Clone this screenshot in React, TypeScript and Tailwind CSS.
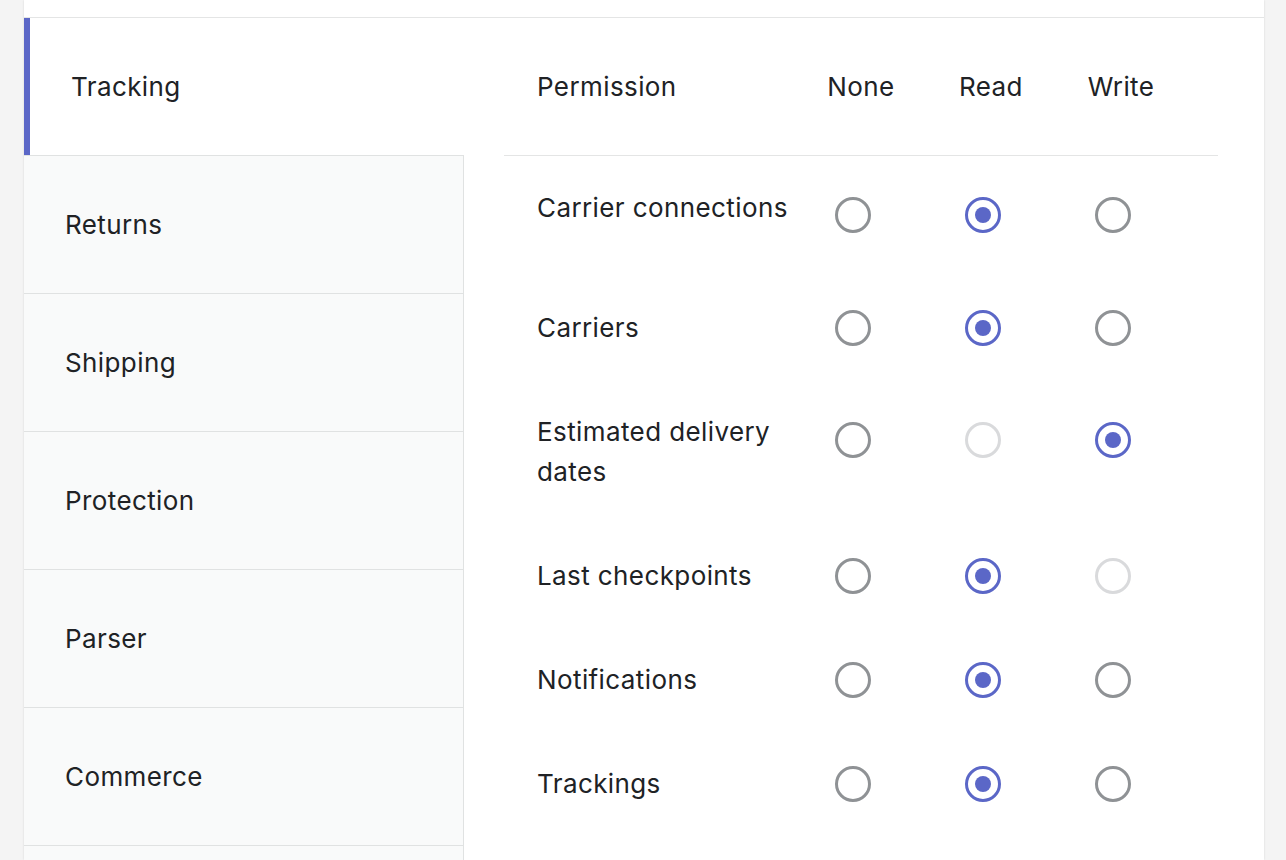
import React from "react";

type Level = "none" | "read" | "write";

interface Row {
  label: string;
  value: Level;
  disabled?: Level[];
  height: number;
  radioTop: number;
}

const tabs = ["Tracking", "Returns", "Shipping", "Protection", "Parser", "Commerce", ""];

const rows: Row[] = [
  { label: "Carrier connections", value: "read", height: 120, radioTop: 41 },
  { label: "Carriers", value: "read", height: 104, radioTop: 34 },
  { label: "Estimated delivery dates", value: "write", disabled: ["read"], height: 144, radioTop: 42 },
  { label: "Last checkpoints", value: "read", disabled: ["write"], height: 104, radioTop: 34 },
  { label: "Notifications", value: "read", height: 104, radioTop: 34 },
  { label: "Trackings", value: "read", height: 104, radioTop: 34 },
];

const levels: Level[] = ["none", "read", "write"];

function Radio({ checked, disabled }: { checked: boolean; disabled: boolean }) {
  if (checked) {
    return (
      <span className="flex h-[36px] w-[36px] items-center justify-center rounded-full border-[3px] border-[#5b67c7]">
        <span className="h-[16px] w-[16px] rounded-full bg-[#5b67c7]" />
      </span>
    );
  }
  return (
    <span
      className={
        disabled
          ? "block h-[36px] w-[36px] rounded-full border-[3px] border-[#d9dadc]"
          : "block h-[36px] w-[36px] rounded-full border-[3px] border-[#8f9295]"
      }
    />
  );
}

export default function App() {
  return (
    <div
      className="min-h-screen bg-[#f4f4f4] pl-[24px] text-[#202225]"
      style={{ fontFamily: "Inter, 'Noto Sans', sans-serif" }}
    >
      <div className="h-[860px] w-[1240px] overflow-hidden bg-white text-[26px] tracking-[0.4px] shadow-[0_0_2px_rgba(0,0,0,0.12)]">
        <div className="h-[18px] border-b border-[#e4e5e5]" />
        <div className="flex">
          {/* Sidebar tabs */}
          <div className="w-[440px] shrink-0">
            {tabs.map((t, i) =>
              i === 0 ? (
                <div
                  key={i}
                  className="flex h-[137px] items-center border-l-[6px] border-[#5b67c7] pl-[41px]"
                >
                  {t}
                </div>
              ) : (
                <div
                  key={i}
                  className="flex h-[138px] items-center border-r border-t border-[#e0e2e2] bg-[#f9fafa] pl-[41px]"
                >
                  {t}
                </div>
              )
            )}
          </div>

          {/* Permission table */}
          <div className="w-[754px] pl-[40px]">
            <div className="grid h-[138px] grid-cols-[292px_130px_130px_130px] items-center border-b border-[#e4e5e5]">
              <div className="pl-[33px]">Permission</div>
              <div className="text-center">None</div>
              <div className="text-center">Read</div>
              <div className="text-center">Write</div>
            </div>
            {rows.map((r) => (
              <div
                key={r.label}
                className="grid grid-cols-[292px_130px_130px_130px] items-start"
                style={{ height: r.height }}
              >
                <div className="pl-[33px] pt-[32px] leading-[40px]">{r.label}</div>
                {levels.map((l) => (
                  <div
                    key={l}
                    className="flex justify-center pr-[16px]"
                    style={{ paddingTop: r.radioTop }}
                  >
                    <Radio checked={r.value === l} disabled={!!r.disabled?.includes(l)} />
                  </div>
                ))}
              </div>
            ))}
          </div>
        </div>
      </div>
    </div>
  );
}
++++++++
### PROBLEM DETAILS
Print the full listing exactly, dropping the pictures.

### TASK SOLUTION
Clone this screenshot in React, TypeScript and Tailwind CSS.
import React from "react";

type Level = "none" | "read" | "write";

interface Row {
  label: string;
  value: Level;
  disabled?: Level[];
  height: number;
  radioTop: number;
}

const tabs = ["Tracking", "Returns", "Shipping", "Protection", "Parser", "Commerce", ""];

const rows: Row[] = [
  { label: "Carrier connections", value: "read", height: 120, radioTop: 41 },
  { label: "Carriers", value: "read", height: 104, radioTop: 34 },
  { label: "Estimated delivery dates", value: "write", disabled: ["read"], height: 144, radioTop: 42 },
  { label: "Last checkpoints", value: "read", disabled: ["write"], height: 104, radioTop: 34 },
  { label: "Notifications", value: "read", height: 104, radioTop: 34 },
  { label: "Trackings", value: "read", height: 104, radioTop: 34 },
];

const levels: Level[] = ["none", "read", "write"];

function Radio({ checked, disabled }: { checked: boolean; disabled: boolean }) {
  if (checked) {
    return (
      <span className="flex h-[36px] w-[36px] items-center justify-center rounded-full border-[3px] border-[#5b67c7]">
        <span className="h-[16px] w-[16px] rounded-full bg-[#5b67c7]" />
      </span>
    );
  }
  return (
    <span
      className={
        disabled
          ? "block h-[36px] w-[36px] rounded-full border-[3px] border-[#d9dadc]"
          : "block h-[36px] w-[36px] rounded-full border-[3px] border-[#8f9295]"
      }
    />
  );
}

export default function App() {
  return (
    <div
      className="min-h-screen bg-[#f4f4f4] pl-[24px] text-[#202225]"
      style={{ fontFamily: "Inter, 'Noto Sans', sans-serif" }}
    >
      <div className="h-[860px] w-[1240px] overflow-hidden bg-white text-[26px] tracking-[0.4px] shadow-[0_0_2px_rgba(0,0,0,0.12)]">
        <div className="h-[18px] border-b border-[#e4e5e5]" />
        <div className="flex">
          {/* Sidebar tabs */}
          <div className="w-[440px] shrink-0">
            {tabs.map((t, i) =>
              i === 0 ? (
                <div
                  key={i}
                  className="flex h-[137px] items-center border-l-[6px] border-[#5b67c7] pl-[41px]"
                >
                  {t}
                </div>
              ) : (
                <div
                  key={i}
                  className="flex h-[138px] items-center border-r border-t border-[#e0e2e2] bg-[#f9fafa] pl-[41px]"
                >
                  {t}
                </div>
              )
            )}
          </div>

          {/* Permission table */}
          <div className="w-[754px] pl-[40px]">
            <div className="grid h-[138px] grid-cols-[292px_130px_130px_130px] items-center border-b border-[#e4e5e5]">
              <div className="pl-[33px]">Permission</div>
              <div className="text-center">None</div>
              <div className="text-center">Read</div>
              <div className="text-center">Write</div>
            </div>
            {rows.map((r) => (
              <div
                key={r.label}
                className="grid grid-cols-[292px_130px_130px_130px] items-start"
                style={{ height: r.height }}
              >
                <div className="pl-[33px] pt-[32px] leading-[40px]">{r.label}</div>
                {levels.map((l) => (
                  <div
                    key={l}
                    className="flex justify-center pr-[16px]"
                    style={{ paddingTop: r.radioTop }}
                  >
                    <Radio checked={r.value === l} disabled={!!r.disabled?.includes(l)} />
                  </div>
                ))}
              </div>
            ))}
          </div>
        </div>
      </div>
    </div>
  );
}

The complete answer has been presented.